Data —
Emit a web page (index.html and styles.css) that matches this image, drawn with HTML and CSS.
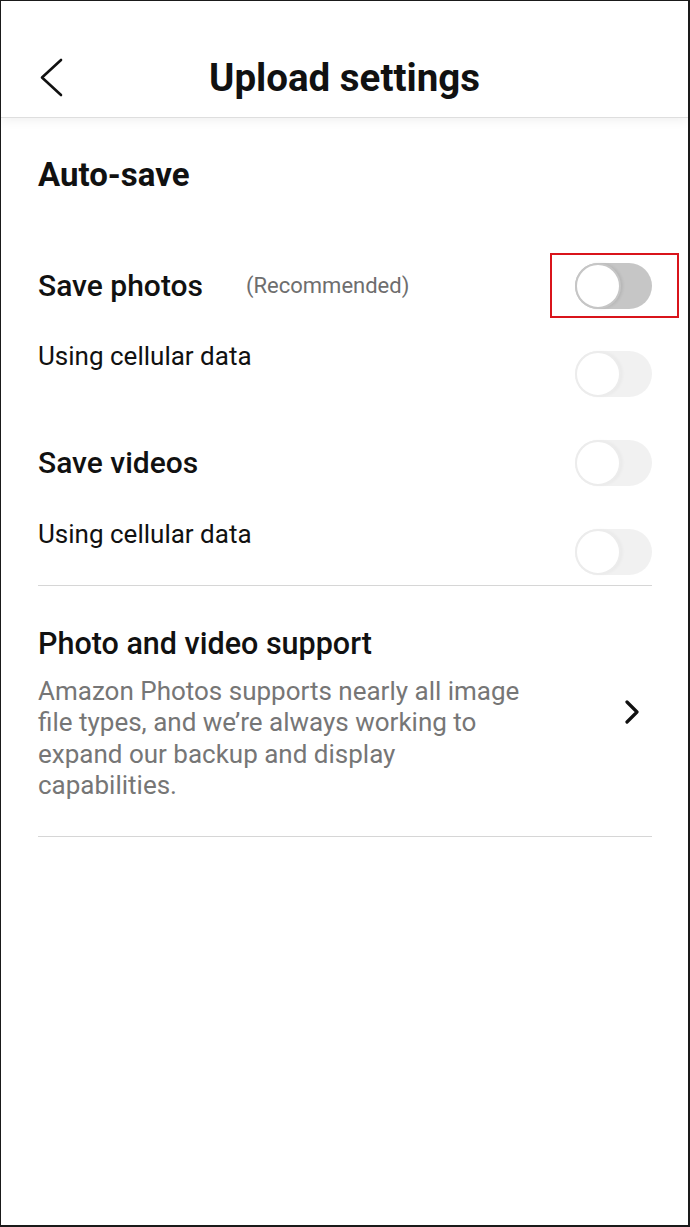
FILE: index.html
```html
<!DOCTYPE html>
<html lang="en">
<head>
<meta charset="utf-8">
<title>Upload settings</title>
<link rel="stylesheet" href="styles.css">
</head>
<body>
<div class="screen">
  <header class="topbar">
    <div class="back">
      <svg class="back-icon" width="26" height="40" viewBox="0 0 26 40">
        <polyline points="22,2 3,19.5 22,37" fill="none" stroke="#111" stroke-width="2.6" stroke-linecap="round" stroke-linejoin="round"/>
      </svg>
    </div>
    <h1 class="title">Upload settings</h1>
    <div></div>
  </header>

  <main class="content">
    <h2 class="section-title">Auto-save</h2>

    <div class="row row-main first">
      <div class="label-wrap">
        <span class="label">Save photos</span>
        <span class="hint">(Recommended)</span>
      </div>
      <div class="toggle-wrap">
        <div class="toggle active"><span class="knob"></span></div>
        <span class="highlight"></span>
      </div>
    </div>

    <div class="row row-sub">
      <span class="sublabel">Using cellular data</span>
      <div class="toggle disabled"><span class="knob"></span></div>
    </div>

    <div class="row row-main second">
      <span class="label">Save videos</span>
      <div class="toggle disabled"><span class="knob"></span></div>
    </div>

    <div class="row row-sub last">
      <span class="sublabel">Using cellular data</span>
      <div class="toggle disabled"><span class="knob"></span></div>
    </div>

    <div class="divider"></div>

    <div class="support">
      <div class="support-text">
        <h3 class="support-title">Photo and video support</h3>
        <p class="support-desc">Amazon Photos supports nearly all image file types, and we’re always working to expand our backup and display capabilities.</p>
      </div>
      <svg class="chev" width="16" height="26" viewBox="0 0 16 26">
        <polyline points="3,2 13,12 3,22" fill="none" stroke="#111" stroke-width="3.2" stroke-linecap="round" stroke-linejoin="round"/>
      </svg>
    </div>

    <div class="divider bottom"></div>
  </main>
</div>
</body>
</html>
```

FILE: styles.css
```css
* { box-sizing: border-box; }

html, body {
  margin: 0;
  padding: 0;
  background: #ffffff;
}

body {
  font-family: Roboto, "Noto Sans", "Liberation Sans", sans-serif;
  color: #111111;
}

.screen {
  width: 690px;
  height: 1227px;
  border: 1px solid #1a1a1a;
  border-right-width: 2px;
  border-bottom-width: 2px;
  overflow: hidden;
  background: #fff;
}

.topbar {
  height: 117px;
  padding-top: 38px;
  display: grid;
  grid-template-columns: 1fr auto 1fr;
  align-items: center;
  border-bottom: 1px solid #dedede;
  box-shadow: 0 3px 10px rgba(0, 0, 0, 0.06);
  position: relative;
}

.back {
  padding-left: 38px;
  display: flex;
  align-items: center;
}

.back-icon { display: block; }

.title {
  margin: 0;
  font-size: 38.5px;
  font-weight: 700;
  line-height: 40px;
  color: #111;
}

.content {
  padding: 0 36px 0 37px;
}

.section-title {
  margin: 37px 0 0;
  font-size: 33px;
  font-weight: 700;
  line-height: 40px;
}

.row {
  display: flex;
  justify-content: space-between;
}

.row-main {
  align-items: center;
  height: 46px;
}

.row-main.first { margin-top: 68px; }
.row-main.second { margin-top: 43px; }

.row-sub {
  align-items: flex-start;
  margin-top: 32px;
}
.row-sub.last { margin-top: 33px; }

.row-sub .toggle { margin-top: 10px; }

.label-wrap {
  display: flex;
  align-items: center;
  gap: 43px;
}

.label {
  font-size: 30px;
  font-weight: 500;
  line-height: 36px;
}

.hint {
  font-size: 22px;
  color: #6e6e6e;
  line-height: 30px;
}

.sublabel {
  font-size: 26px;
  line-height: 30px;
}

.toggle-wrap {
  position: relative;
}

.highlight {
  position: absolute;
  left: -25px;
  right: -27px;
  top: -10px;
  bottom: -9px;
  border: 2px solid #d9141b;
}

.toggle {
  width: 77px;
  height: 46px;
  border-radius: 23px;
  position: relative;
  flex: none;
}

.toggle .knob {
  position: absolute;
  left: 0;
  top: 0;
  width: 46px;
  height: 46px;
  border-radius: 50%;
  background: #fff;
}

.toggle.active { background: #c6c6c6; }
.toggle.active .knob {
  border: 2px solid #c6c6c6;
  box-shadow: 2px 0 3px rgba(0, 0, 0, 0.08);
}

.toggle.disabled { background: #f1f1f1; }
.toggle.disabled .knob {
  border: 2px solid #ececec;
  box-shadow: 2px 0 3px rgba(0, 0, 0, 0.03);
}

.divider {
  height: 1px;
  background: #d6d6d6;
  margin-top: 10px;
}

.support {
  display: flex;
  align-items: center;
  justify-content: space-between;
  padding-top: 40px;
}

.support-text { width: 496px; }

.support-title {
  margin: 0;
  font-size: 30.5px;
  font-weight: 500;
  line-height: 36px;
}

.support-desc {
  margin: 14px 0 0;
  font-size: 26px;
  line-height: 31.3px;
  color: #767676;
}

.chev {
  display: block;
  margin-right: 12px;
  margin-top: -1px;
}

.divider.bottom { margin-top: 35px; }
```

Given exercise — Repeat the material above verbatim, with no pictures in the output.

Full response —
Emit a web page (index.html and styles.css) that matches this image, drawn with HTML and CSS.
FILE: index.html
```html
<!DOCTYPE html>
<html lang="en">
<head>
<meta charset="utf-8">
<title>Upload settings</title>
<link rel="stylesheet" href="styles.css">
</head>
<body>
<div class="screen">
  <header class="topbar">
    <div class="back">
      <svg class="back-icon" width="26" height="40" viewBox="0 0 26 40">
        <polyline points="22,2 3,19.5 22,37" fill="none" stroke="#111" stroke-width="2.6" stroke-linecap="round" stroke-linejoin="round"/>
      </svg>
    </div>
    <h1 class="title">Upload settings</h1>
    <div></div>
  </header>

  <main class="content">
    <h2 class="section-title">Auto-save</h2>

    <div class="row row-main first">
      <div class="label-wrap">
        <span class="label">Save photos</span>
        <span class="hint">(Recommended)</span>
      </div>
      <div class="toggle-wrap">
        <div class="toggle active"><span class="knob"></span></div>
        <span class="highlight"></span>
      </div>
    </div>

    <div class="row row-sub">
      <span class="sublabel">Using cellular data</span>
      <div class="toggle disabled"><span class="knob"></span></div>
    </div>

    <div class="row row-main second">
      <span class="label">Save videos</span>
      <div class="toggle disabled"><span class="knob"></span></div>
    </div>

    <div class="row row-sub last">
      <span class="sublabel">Using cellular data</span>
      <div class="toggle disabled"><span class="knob"></span></div>
    </div>

    <div class="divider"></div>

    <div class="support">
      <div class="support-text">
        <h3 class="support-title">Photo and video support</h3>
        <p class="support-desc">Amazon Photos supports nearly all image file types, and we’re always working to expand our backup and display capabilities.</p>
      </div>
      <svg class="chev" width="16" height="26" viewBox="0 0 16 26">
        <polyline points="3,2 13,12 3,22" fill="none" stroke="#111" stroke-width="3.2" stroke-linecap="round" stroke-linejoin="round"/>
      </svg>
    </div>

    <div class="divider bottom"></div>
  </main>
</div>
</body>
</html>
```

FILE: styles.css
```css
* { box-sizing: border-box; }

html, body {
  margin: 0;
  padding: 0;
  background: #ffffff;
}

body {
  font-family: Roboto, "Noto Sans", "Liberation Sans", sans-serif;
  color: #111111;
}

.screen {
  width: 690px;
  height: 1227px;
  border: 1px solid #1a1a1a;
  border-right-width: 2px;
  border-bottom-width: 2px;
  overflow: hidden;
  background: #fff;
}

.topbar {
  height: 117px;
  padding-top: 38px;
  display: grid;
  grid-template-columns: 1fr auto 1fr;
  align-items: center;
  border-bottom: 1px solid #dedede;
  box-shadow: 0 3px 10px rgba(0, 0, 0, 0.06);
  position: relative;
}

.back {
  padding-left: 38px;
  display: flex;
  align-items: center;
}

.back-icon { display: block; }

.title {
  margin: 0;
  font-size: 38.5px;
  font-weight: 700;
  line-height: 40px;
  color: #111;
}

.content {
  padding: 0 36px 0 37px;
}

.section-title {
  margin: 37px 0 0;
  font-size: 33px;
  font-weight: 700;
  line-height: 40px;
}

.row {
  display: flex;
  justify-content: space-between;
}

.row-main {
  align-items: center;
  height: 46px;
}

.row-main.first { margin-top: 68px; }
.row-main.second { margin-top: 43px; }

.row-sub {
  align-items: flex-start;
  margin-top: 32px;
}
.row-sub.last { margin-top: 33px; }

.row-sub .toggle { margin-top: 10px; }

.label-wrap {
  display: flex;
  align-items: center;
  gap: 43px;
}

.label {
  font-size: 30px;
  font-weight: 500;
  line-height: 36px;
}

.hint {
  font-size: 22px;
  color: #6e6e6e;
  line-height: 30px;
}

.sublabel {
  font-size: 26px;
  line-height: 30px;
}

.toggle-wrap {
  position: relative;
}

.highlight {
  position: absolute;
  left: -25px;
  right: -27px;
  top: -10px;
  bottom: -9px;
  border: 2px solid #d9141b;
}

.toggle {
  width: 77px;
  height: 46px;
  border-radius: 23px;
  position: relative;
  flex: none;
}

.toggle .knob {
  position: absolute;
  left: 0;
  top: 0;
  width: 46px;
  height: 46px;
  border-radius: 50%;
  background: #fff;
}

.toggle.active { background: #c6c6c6; }
.toggle.active .knob {
  border: 2px solid #c6c6c6;
  box-shadow: 2px 0 3px rgba(0, 0, 0, 0.08);
}

.toggle.disabled { background: #f1f1f1; }
.toggle.disabled .knob {
  border: 2px solid #ececec;
  box-shadow: 2px 0 3px rgba(0, 0, 0, 0.03);
}

.divider {
  height: 1px;
  background: #d6d6d6;
  margin-top: 10px;
}

.support {
  display: flex;
  align-items: center;
  justify-content: space-between;
  padding-top: 40px;
}

.support-text { width: 496px; }

.support-title {
  margin: 0;
  font-size: 30.5px;
  font-weight: 500;
  line-height: 36px;
}

.support-desc {
  margin: 14px 0 0;
  font-size: 26px;
  line-height: 31.3px;
  color: #767676;
}

.chev {
  display: block;
  margin-right: 12px;
  margin-top: -1px;
}

.divider.bottom { margin-top: 35px; }
```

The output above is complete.